» Set problem
Write out all the entries word for word, but skip any images.

====== Records shown

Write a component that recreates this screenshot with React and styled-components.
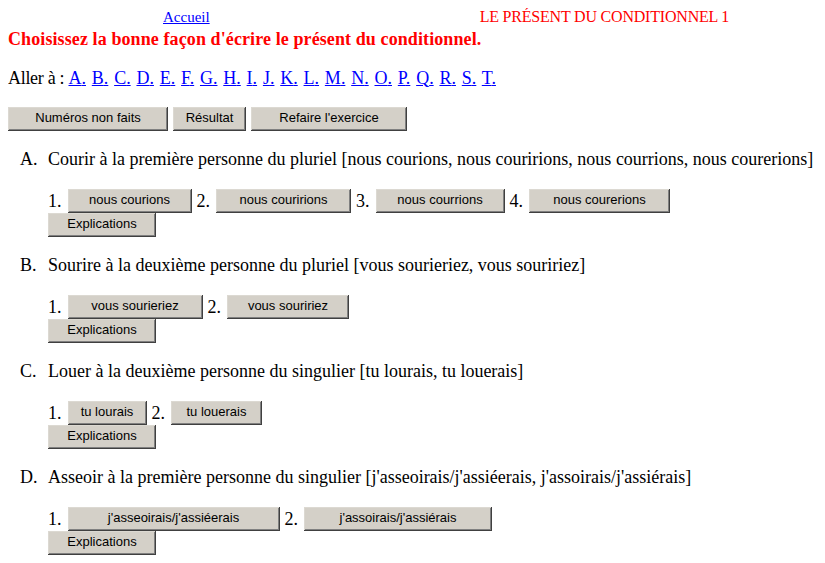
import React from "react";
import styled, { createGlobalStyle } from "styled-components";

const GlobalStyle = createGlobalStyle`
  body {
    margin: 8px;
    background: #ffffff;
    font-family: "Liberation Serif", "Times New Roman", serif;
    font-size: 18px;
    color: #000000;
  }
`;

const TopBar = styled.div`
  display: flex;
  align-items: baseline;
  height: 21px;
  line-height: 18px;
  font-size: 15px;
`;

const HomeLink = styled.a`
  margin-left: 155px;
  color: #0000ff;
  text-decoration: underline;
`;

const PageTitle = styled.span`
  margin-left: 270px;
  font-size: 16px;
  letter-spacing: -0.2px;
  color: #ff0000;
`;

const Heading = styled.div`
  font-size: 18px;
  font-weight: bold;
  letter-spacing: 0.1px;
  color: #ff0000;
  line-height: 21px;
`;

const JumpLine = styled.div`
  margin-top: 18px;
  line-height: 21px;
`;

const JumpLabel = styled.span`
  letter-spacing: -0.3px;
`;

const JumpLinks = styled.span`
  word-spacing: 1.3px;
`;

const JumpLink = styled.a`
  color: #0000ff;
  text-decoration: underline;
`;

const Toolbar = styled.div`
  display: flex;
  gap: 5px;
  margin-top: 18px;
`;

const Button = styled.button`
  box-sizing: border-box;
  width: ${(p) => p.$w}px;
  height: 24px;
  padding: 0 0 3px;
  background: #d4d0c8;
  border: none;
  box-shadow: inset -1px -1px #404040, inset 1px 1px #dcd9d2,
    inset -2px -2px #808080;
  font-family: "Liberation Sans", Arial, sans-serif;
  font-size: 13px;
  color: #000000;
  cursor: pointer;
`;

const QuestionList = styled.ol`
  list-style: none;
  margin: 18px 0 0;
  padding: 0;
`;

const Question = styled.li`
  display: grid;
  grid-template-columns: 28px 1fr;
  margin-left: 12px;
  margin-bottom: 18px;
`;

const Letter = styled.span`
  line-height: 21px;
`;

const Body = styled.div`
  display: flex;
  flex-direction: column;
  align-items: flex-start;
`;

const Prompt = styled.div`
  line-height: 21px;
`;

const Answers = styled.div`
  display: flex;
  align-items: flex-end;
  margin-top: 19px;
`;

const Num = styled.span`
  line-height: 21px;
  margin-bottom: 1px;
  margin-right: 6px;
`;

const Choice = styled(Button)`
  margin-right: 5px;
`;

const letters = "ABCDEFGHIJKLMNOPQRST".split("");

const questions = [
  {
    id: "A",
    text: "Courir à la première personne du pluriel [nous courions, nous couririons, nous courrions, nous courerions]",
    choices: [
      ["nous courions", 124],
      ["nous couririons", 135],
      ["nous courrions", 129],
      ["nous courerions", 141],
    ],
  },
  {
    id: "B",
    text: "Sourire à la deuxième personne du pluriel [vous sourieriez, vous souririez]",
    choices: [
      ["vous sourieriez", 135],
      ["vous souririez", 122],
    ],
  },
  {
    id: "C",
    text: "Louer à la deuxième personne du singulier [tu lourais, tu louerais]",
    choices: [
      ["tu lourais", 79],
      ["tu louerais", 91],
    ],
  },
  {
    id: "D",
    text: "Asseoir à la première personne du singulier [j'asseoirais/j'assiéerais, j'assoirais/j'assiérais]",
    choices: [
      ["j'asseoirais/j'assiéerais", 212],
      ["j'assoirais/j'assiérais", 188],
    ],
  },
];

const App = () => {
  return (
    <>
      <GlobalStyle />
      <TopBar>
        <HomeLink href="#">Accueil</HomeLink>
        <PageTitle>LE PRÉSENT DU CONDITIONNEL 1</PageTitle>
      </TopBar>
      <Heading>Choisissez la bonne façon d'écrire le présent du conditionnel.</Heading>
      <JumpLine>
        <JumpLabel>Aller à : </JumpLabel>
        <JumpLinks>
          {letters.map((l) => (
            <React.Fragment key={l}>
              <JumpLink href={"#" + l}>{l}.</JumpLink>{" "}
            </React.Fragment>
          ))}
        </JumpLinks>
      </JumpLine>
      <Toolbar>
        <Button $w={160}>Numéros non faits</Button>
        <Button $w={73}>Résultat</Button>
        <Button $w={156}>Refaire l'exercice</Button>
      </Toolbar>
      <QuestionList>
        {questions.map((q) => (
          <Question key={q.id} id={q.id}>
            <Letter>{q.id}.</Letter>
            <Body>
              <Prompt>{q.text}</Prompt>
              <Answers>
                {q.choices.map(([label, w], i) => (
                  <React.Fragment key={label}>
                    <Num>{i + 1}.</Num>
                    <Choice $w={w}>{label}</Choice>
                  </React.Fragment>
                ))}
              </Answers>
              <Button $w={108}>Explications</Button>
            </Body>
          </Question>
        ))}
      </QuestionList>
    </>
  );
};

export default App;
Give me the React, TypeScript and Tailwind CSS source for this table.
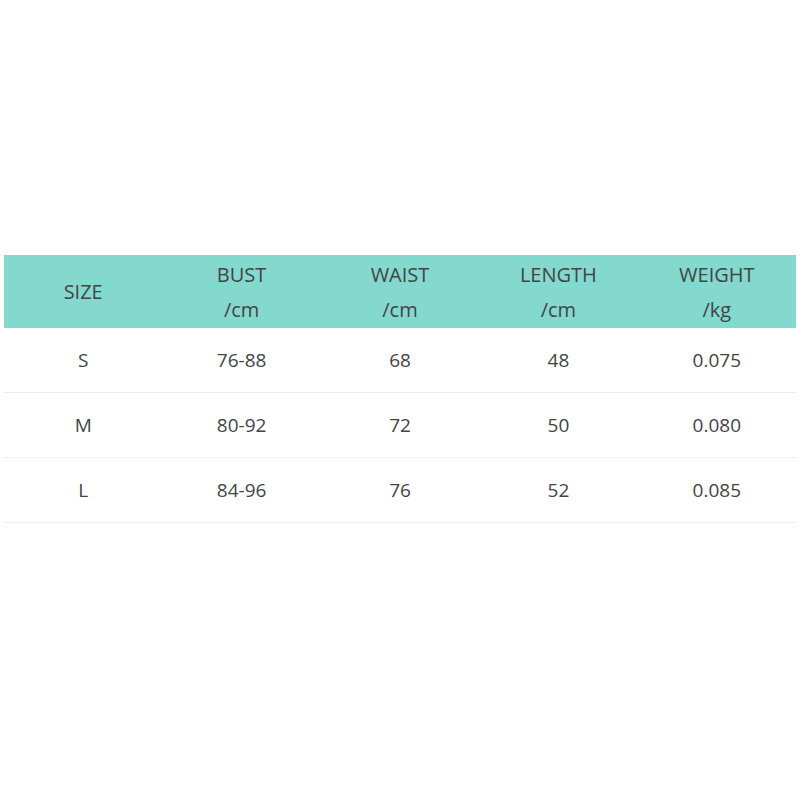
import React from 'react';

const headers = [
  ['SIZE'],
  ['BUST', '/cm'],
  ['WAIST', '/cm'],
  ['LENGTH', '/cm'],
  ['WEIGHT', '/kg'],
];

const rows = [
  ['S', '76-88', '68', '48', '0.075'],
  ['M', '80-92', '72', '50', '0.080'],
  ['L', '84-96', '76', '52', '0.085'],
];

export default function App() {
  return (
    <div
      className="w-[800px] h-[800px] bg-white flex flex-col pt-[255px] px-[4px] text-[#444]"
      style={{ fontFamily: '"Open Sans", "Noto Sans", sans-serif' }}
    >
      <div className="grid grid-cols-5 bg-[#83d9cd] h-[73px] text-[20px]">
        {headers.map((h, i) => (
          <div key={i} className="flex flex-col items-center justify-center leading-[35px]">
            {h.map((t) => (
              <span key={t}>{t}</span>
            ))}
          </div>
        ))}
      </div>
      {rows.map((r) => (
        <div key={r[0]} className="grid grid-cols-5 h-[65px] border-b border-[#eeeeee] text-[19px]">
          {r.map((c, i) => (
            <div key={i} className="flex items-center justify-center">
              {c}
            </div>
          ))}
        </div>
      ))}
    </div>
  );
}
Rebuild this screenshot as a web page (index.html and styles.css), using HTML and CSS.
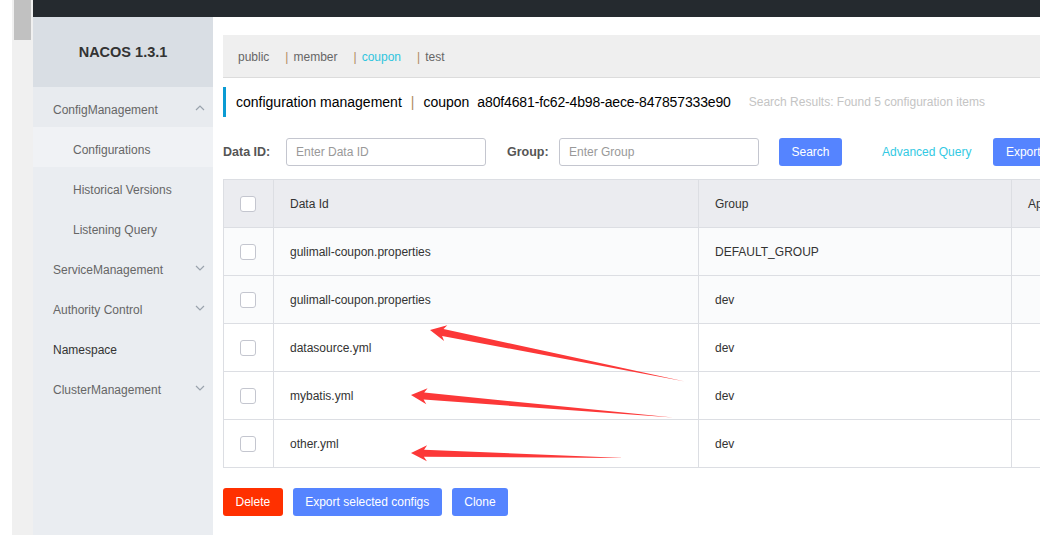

============

» Written answer
Write a component that recreates this screenshot with React and styled-components.
import React from "react";
import styled, { createGlobalStyle } from "styled-components";

const GlobalStyle = createGlobalStyle`
  body {
    margin: 8px;
    background: #ffffff;
    font-family: "Liberation Serif", "Times New Roman", serif;
    font-size: 18px;
    color: #000000;
  }
`;

const TopBar = styled.div`
  display: flex;
  align-items: baseline;
  height: 21px;
  line-height: 18px;
  font-size: 15px;
`;

const HomeLink = styled.a`
  margin-left: 155px;
  color: #0000ff;
  text-decoration: underline;
`;

const PageTitle = styled.span`
  margin-left: 270px;
  font-size: 16px;
  letter-spacing: -0.2px;
  color: #ff0000;
`;

const Heading = styled.div`
  font-size: 18px;
  font-weight: bold;
  letter-spacing: 0.1px;
  color: #ff0000;
  line-height: 21px;
`;

const JumpLine = styled.div`
  margin-top: 18px;
  line-height: 21px;
`;

const JumpLabel = styled.span`
  letter-spacing: -0.3px;
`;

const JumpLinks = styled.span`
  word-spacing: 1.3px;
`;

const JumpLink = styled.a`
  color: #0000ff;
  text-decoration: underline;
`;

const Toolbar = styled.div`
  display: flex;
  gap: 5px;
  margin-top: 18px;
`;

const Button = styled.button`
  box-sizing: border-box;
  width: ${(p) => p.$w}px;
  height: 24px;
  padding: 0 0 3px;
  background: #d4d0c8;
  border: none;
  box-shadow: inset -1px -1px #404040, inset 1px 1px #dcd9d2,
    inset -2px -2px #808080;
  font-family: "Liberation Sans", Arial, sans-serif;
  font-size: 13px;
  color: #000000;
  cursor: pointer;
`;

const QuestionList = styled.ol`
  list-style: none;
  margin: 18px 0 0;
  padding: 0;
`;

const Question = styled.li`
  display: grid;
  grid-template-columns: 28px 1fr;
  margin-left: 12px;
  margin-bottom: 18px;
`;

const Letter = styled.span`
  line-height: 21px;
`;

const Body = styled.div`
  display: flex;
  flex-direction: column;
  align-items: flex-start;
`;

const Prompt = styled.div`
  line-height: 21px;
`;

const Answers = styled.div`
  display: flex;
  align-items: flex-end;
  margin-top: 19px;
`;

const Num = styled.span`
  line-height: 21px;
  margin-bottom: 1px;
  margin-right: 6px;
`;

const Choice = styled(Button)`
  margin-right: 5px;
`;

const letters = "ABCDEFGHIJKLMNOPQRST".split("");

const questions = [
  {
    id: "A",
    text: "Courir à la première personne du pluriel [nous courions, nous couririons, nous courrions, nous courerions]",
    choices: [
      ["nous courions", 124],
      ["nous couririons", 135],
      ["nous courrions", 129],
      ["nous courerions", 141],
    ],
  },
  {
    id: "B",
    text: "Sourire à la deuxième personne du pluriel [vous sourieriez, vous souririez]",
    choices: [
      ["vous sourieriez", 135],
      ["vous souririez", 122],
    ],
  },
  {
    id: "C",
    text: "Louer à la deuxième personne du singulier [tu lourais, tu louerais]",
    choices: [
      ["tu lourais", 79],
      ["tu louerais", 91],
    ],
  },
  {
    id: "D",
    text: "Asseoir à la première personne du singulier [j'asseoirais/j'assiéerais, j'assoirais/j'assiérais]",
    choices: [
      ["j'asseoirais/j'assiéerais", 212],
      ["j'assoirais/j'assiérais", 188],
    ],
  },
];

const App = () => {
  return (
    <>
      <GlobalStyle />
      <TopBar>
        <HomeLink href="#">Accueil</HomeLink>
        <PageTitle>LE PRÉSENT DU CONDITIONNEL 1</PageTitle>
      </TopBar>
      <Heading>Choisissez la bonne façon d'écrire le présent du conditionnel.</Heading>
      <JumpLine>
        <JumpLabel>Aller à : </JumpLabel>
        <JumpLinks>
          {letters.map((l) => (
            <React.Fragment key={l}>
              <JumpLink href={"#" + l}>{l}.</JumpLink>{" "}
            </React.Fragment>
          ))}
        </JumpLinks>
      </JumpLine>
      <Toolbar>
        <Button $w={160}>Numéros non faits</Button>
        <Button $w={73}>Résultat</Button>
        <Button $w={156}>Refaire l'exercice</Button>
      </Toolbar>
      <QuestionList>
        {questions.map((q) => (
          <Question key={q.id} id={q.id}>
            <Letter>{q.id}.</Letter>
            <Body>
              <Prompt>{q.text}</Prompt>
              <Answers>
                {q.choices.map(([label, w], i) => (
                  <React.Fragment key={label}>
                    <Num>{i + 1}.</Num>
                    <Choice $w={w}>{label}</Choice>
                  </React.Fragment>
                ))}
              </Answers>
              <Button $w={108}>Explications</Button>
            </Body>
          </Question>
        ))}
      </QuestionList>
    </>
  );
};

export default App;
Give me the React, TypeScript and Tailwind CSS source for this table.
import React from 'react';

const headers = [
  ['SIZE'],
  ['BUST', '/cm'],
  ['WAIST', '/cm'],
  ['LENGTH', '/cm'],
  ['WEIGHT', '/kg'],
];

const rows = [
  ['S', '76-88', '68', '48', '0.075'],
  ['M', '80-92', '72', '50', '0.080'],
  ['L', '84-96', '76', '52', '0.085'],
];

export default function App() {
  return (
    <div
      className="w-[800px] h-[800px] bg-white flex flex-col pt-[255px] px-[4px] text-[#444]"
      style={{ fontFamily: '"Open Sans", "Noto Sans", sans-serif' }}
    >
      <div className="grid grid-cols-5 bg-[#83d9cd] h-[73px] text-[20px]">
        {headers.map((h, i) => (
          <div key={i} className="flex flex-col items-center justify-center leading-[35px]">
            {h.map((t) => (
              <span key={t}>{t}</span>
            ))}
          </div>
        ))}
      </div>
      {rows.map((r) => (
        <div key={r[0]} className="grid grid-cols-5 h-[65px] border-b border-[#eeeeee] text-[19px]">
          {r.map((c, i) => (
            <div key={i} className="flex items-center justify-center">
              {c}
            </div>
          ))}
        </div>
      ))}
    </div>
  );
}
Rebuild this screenshot as a web page (index.html and styles.css), using HTML and CSS.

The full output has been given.